# What is expected:
Give the number of lines in the listing that hold the word "page". Write nothing but that number.

++++ Entries supplied

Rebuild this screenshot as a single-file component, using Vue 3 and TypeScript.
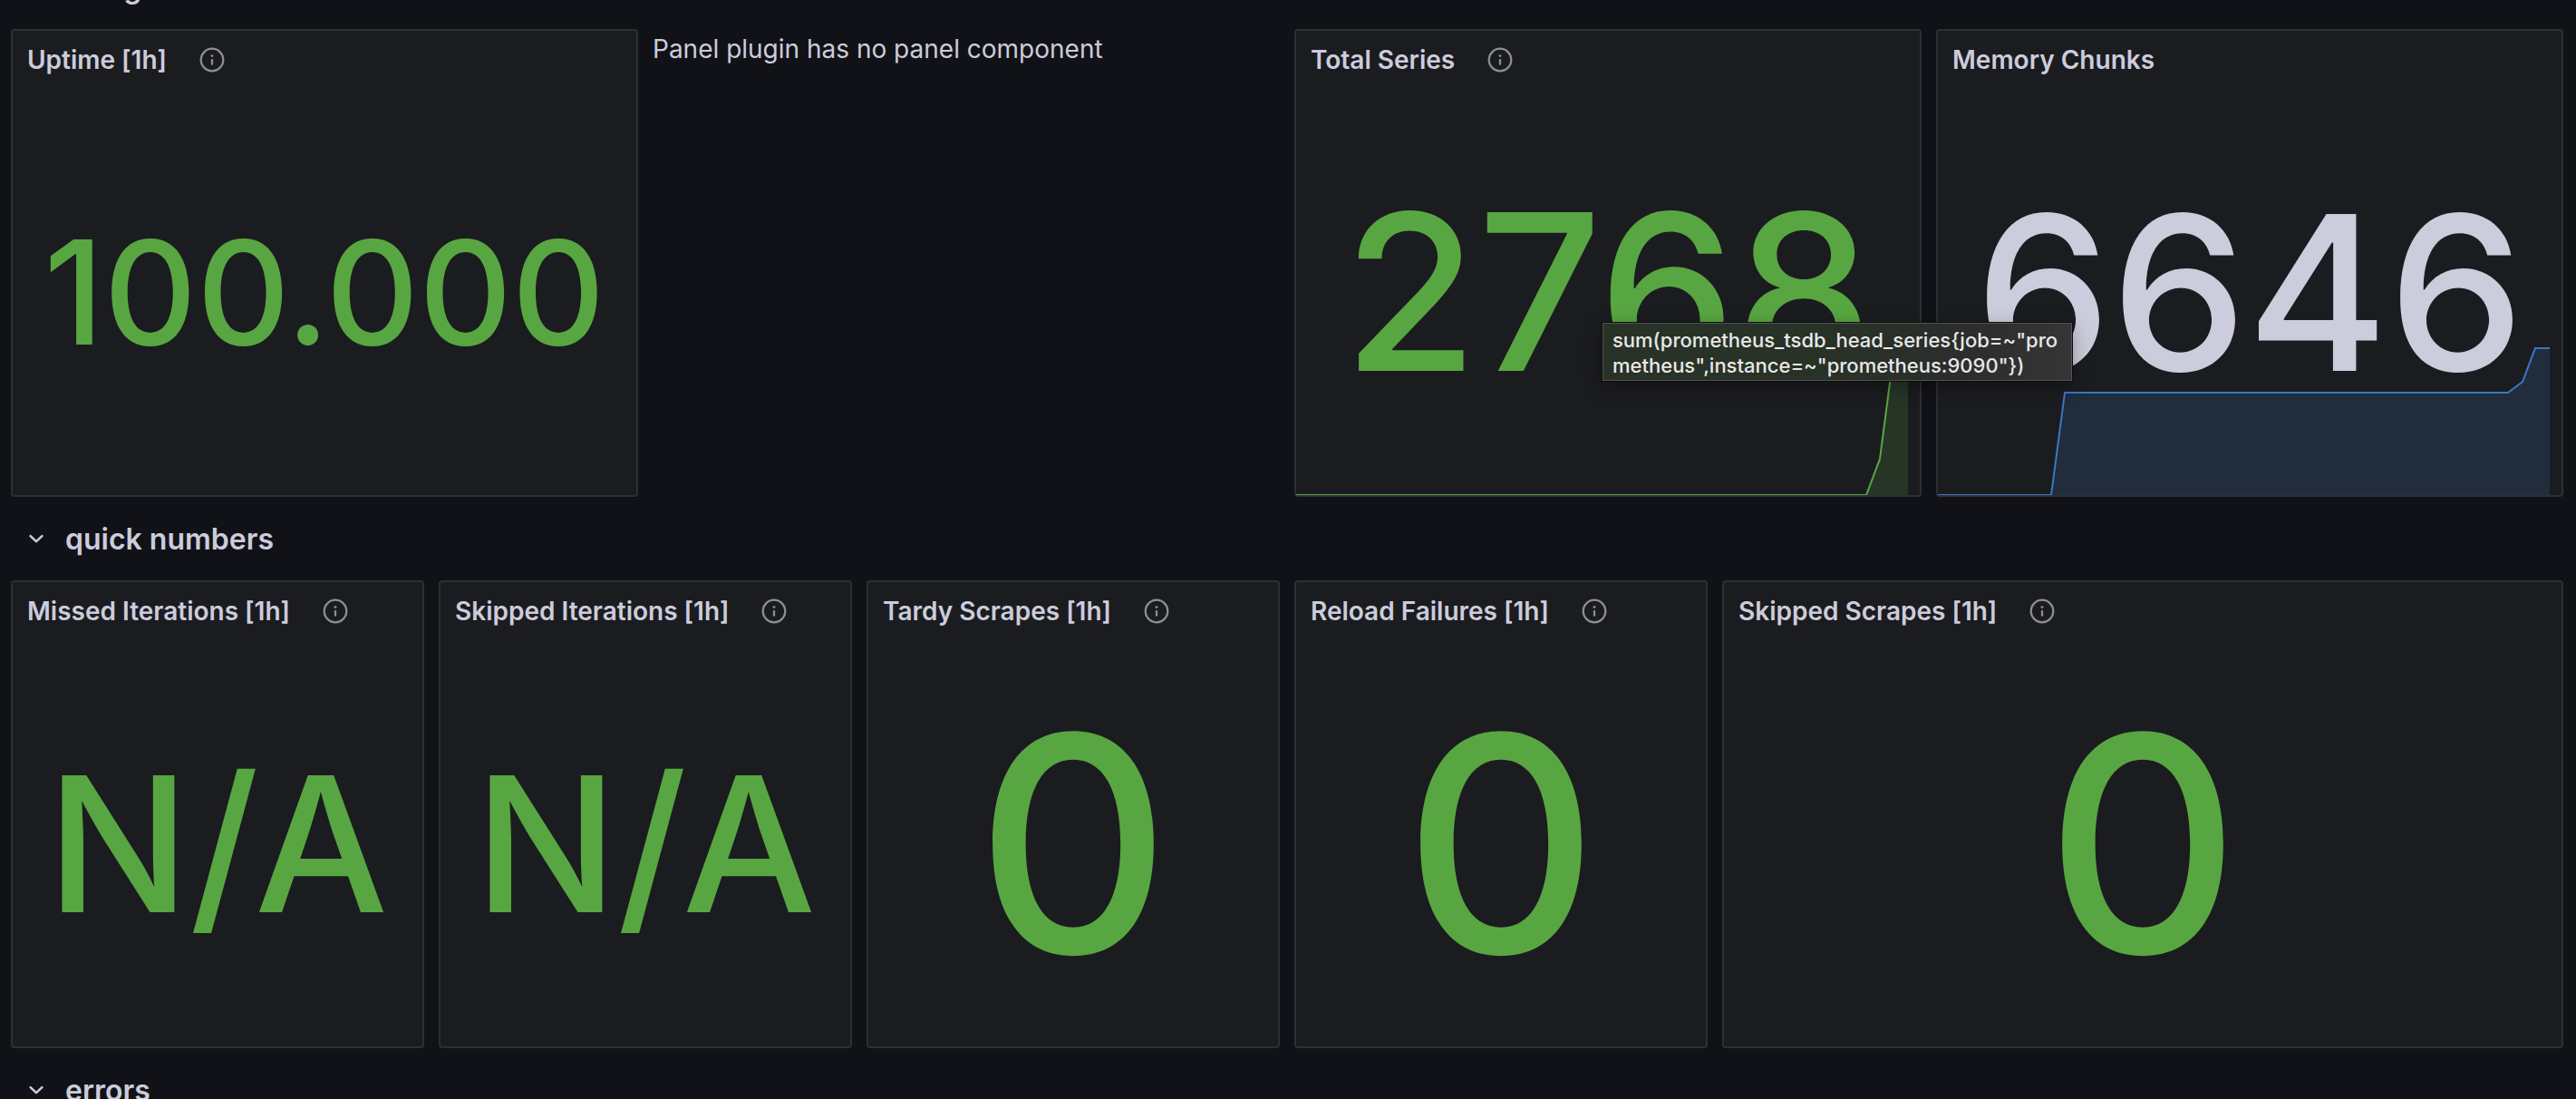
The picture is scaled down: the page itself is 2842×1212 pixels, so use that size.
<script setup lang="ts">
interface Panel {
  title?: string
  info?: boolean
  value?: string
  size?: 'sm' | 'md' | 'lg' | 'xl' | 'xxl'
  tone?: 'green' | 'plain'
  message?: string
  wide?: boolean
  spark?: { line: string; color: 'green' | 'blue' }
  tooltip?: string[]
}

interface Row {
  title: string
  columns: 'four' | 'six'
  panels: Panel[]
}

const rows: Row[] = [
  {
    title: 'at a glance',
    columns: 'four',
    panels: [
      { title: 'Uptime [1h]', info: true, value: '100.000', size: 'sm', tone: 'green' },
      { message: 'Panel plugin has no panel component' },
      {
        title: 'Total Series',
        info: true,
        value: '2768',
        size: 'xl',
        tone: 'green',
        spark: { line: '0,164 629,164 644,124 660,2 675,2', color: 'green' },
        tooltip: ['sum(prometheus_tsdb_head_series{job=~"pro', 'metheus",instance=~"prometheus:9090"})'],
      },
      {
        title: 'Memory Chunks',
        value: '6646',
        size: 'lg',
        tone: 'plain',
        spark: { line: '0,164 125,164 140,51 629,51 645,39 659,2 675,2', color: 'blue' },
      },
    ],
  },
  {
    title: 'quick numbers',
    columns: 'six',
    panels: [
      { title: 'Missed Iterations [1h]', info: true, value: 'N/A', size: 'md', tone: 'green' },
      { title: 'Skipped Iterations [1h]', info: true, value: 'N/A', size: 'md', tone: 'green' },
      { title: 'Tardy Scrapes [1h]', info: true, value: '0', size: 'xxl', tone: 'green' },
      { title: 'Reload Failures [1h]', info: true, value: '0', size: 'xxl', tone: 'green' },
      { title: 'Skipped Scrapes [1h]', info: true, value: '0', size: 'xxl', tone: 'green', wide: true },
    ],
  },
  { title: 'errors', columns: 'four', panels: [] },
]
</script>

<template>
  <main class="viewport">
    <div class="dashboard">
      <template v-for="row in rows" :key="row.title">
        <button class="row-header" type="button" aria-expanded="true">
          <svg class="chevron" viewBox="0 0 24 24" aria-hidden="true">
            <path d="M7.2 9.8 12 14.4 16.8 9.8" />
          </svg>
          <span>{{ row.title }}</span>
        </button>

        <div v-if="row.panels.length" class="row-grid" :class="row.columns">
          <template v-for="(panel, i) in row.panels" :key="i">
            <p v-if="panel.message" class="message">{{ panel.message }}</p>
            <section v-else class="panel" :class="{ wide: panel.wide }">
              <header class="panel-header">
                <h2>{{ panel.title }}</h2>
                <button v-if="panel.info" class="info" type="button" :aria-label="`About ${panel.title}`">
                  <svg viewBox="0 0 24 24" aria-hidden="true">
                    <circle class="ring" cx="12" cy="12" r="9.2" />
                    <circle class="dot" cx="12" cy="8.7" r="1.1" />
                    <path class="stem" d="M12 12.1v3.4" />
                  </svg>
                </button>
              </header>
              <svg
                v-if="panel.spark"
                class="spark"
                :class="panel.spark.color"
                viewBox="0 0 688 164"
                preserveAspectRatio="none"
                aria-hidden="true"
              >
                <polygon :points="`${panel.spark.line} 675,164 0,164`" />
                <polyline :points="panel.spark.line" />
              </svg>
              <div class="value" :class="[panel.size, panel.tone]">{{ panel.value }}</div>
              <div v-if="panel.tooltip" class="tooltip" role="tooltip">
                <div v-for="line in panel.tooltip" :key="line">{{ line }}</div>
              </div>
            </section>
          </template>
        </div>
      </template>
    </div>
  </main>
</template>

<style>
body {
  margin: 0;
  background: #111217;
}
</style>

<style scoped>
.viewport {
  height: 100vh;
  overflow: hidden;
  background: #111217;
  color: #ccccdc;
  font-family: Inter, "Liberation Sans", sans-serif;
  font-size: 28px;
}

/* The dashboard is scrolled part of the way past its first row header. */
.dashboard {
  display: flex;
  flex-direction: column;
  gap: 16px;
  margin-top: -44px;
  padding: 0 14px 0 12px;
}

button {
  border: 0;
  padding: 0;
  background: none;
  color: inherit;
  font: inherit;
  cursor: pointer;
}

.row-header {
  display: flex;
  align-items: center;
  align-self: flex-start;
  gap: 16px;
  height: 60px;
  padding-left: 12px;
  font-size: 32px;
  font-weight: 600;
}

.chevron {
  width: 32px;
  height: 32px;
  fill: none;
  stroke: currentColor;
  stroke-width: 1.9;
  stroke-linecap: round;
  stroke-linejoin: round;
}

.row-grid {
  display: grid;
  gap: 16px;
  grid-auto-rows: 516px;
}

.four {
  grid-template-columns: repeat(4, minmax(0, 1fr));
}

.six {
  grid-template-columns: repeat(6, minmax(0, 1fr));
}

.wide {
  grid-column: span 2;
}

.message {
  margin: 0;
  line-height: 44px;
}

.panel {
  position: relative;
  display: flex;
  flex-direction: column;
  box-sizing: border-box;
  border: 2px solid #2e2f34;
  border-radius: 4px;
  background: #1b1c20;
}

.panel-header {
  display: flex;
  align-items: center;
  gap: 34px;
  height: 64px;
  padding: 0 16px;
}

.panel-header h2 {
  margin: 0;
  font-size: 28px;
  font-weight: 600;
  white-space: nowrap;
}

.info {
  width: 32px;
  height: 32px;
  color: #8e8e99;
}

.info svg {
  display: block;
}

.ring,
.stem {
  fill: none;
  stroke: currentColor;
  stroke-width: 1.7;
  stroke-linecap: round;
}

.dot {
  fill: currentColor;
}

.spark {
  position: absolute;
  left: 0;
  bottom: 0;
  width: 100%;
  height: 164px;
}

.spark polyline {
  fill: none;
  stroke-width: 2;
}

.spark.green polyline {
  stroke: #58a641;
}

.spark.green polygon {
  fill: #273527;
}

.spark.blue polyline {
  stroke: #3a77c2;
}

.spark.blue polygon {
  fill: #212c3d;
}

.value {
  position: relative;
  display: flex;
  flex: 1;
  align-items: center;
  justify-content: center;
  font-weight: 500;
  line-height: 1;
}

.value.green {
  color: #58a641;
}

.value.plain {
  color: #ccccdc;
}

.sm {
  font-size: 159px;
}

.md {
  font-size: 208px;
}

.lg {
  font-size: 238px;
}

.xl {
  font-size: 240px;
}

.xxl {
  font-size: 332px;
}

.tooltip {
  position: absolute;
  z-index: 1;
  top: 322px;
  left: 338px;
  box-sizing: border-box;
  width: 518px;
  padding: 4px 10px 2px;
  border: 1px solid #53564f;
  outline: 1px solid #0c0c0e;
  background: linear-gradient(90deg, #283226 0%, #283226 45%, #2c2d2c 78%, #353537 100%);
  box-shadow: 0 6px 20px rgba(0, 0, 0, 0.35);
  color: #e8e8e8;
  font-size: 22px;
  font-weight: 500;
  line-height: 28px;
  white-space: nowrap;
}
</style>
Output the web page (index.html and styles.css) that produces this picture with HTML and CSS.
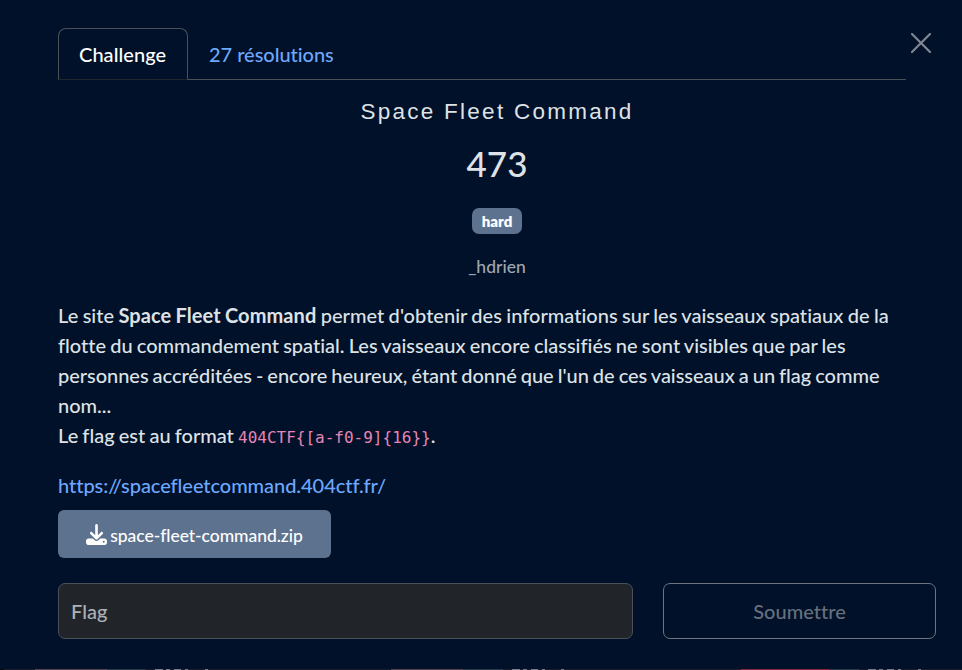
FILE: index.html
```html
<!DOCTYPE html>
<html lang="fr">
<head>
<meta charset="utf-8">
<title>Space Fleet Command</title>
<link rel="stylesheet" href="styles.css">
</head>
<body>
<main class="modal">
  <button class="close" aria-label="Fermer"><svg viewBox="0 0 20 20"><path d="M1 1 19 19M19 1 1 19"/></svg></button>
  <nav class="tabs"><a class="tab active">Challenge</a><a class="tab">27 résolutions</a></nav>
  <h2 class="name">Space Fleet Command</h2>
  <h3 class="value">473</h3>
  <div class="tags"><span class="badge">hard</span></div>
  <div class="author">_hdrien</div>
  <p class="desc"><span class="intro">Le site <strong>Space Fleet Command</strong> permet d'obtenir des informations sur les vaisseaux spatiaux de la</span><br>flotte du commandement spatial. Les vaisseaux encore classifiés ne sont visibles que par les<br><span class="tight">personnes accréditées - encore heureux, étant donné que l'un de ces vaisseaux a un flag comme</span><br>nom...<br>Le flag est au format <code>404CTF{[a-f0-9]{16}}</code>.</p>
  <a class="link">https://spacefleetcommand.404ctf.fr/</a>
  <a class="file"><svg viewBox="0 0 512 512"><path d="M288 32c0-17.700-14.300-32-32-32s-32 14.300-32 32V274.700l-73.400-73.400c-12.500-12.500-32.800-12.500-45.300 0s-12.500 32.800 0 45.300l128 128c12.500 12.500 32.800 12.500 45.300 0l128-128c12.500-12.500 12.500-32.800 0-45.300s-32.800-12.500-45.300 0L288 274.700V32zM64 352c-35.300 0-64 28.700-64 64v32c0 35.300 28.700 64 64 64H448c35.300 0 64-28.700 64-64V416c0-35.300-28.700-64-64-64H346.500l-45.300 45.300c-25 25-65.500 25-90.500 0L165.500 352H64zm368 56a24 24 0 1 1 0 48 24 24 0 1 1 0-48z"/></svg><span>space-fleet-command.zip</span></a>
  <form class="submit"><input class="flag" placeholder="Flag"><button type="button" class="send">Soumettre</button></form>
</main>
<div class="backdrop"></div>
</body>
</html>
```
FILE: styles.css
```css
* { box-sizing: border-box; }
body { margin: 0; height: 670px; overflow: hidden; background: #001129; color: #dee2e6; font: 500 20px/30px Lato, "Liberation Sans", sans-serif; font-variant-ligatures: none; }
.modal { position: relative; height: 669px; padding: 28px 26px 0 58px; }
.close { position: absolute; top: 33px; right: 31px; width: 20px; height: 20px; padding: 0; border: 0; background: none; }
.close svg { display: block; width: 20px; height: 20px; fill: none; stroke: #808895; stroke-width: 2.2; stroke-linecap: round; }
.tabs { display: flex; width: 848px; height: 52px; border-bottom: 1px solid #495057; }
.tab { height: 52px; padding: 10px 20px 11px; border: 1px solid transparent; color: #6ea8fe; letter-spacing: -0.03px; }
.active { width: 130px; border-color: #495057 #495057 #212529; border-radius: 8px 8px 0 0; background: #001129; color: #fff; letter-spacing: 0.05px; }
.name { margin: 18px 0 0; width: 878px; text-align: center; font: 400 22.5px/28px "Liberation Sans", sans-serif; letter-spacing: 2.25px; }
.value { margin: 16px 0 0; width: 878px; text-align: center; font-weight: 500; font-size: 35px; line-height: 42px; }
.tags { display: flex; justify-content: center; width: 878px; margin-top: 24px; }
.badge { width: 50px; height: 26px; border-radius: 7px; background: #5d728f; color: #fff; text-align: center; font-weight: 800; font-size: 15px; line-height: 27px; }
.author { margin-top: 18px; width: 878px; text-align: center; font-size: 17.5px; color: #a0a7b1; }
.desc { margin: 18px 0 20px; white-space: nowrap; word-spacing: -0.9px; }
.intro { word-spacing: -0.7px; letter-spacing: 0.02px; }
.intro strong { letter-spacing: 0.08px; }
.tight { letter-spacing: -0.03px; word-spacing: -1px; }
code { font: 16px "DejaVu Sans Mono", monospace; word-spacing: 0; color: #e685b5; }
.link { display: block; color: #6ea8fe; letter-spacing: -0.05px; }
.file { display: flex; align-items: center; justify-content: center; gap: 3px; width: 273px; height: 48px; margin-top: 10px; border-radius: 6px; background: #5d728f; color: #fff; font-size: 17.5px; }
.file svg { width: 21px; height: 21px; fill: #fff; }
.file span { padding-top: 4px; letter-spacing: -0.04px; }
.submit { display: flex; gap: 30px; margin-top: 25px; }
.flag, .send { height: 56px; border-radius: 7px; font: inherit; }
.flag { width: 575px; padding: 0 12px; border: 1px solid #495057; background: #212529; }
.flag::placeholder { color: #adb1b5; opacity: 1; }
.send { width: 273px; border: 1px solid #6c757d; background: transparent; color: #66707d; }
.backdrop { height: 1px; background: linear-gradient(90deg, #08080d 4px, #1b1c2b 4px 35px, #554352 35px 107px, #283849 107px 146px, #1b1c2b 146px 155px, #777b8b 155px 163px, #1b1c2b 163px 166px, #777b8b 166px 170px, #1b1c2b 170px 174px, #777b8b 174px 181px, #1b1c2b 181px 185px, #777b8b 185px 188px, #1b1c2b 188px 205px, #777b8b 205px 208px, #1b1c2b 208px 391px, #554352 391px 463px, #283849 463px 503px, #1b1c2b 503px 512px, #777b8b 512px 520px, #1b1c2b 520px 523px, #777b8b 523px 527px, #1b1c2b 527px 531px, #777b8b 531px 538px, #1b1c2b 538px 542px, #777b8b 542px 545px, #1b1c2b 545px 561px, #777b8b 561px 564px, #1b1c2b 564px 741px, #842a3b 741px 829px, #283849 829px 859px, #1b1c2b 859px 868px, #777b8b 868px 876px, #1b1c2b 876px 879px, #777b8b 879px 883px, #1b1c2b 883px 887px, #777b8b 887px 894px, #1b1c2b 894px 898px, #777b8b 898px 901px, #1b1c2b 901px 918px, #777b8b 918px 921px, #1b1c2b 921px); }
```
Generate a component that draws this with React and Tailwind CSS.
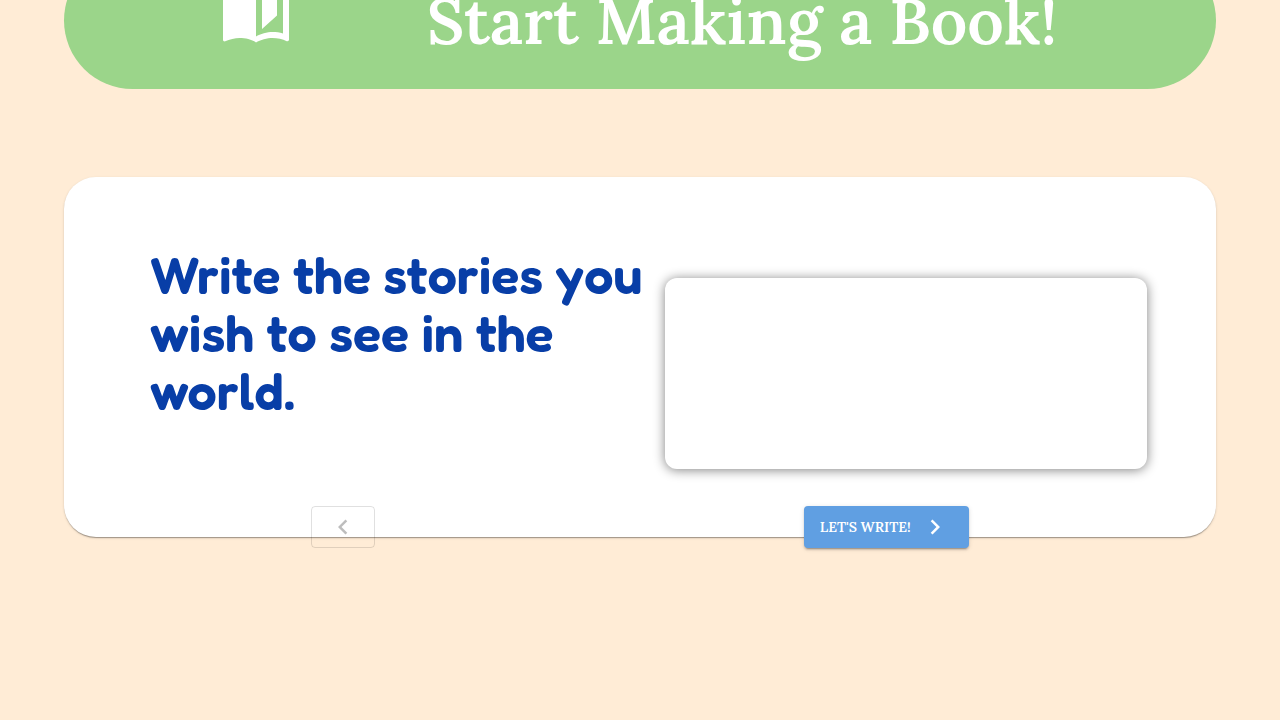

++++++++

# Exercise solution:
2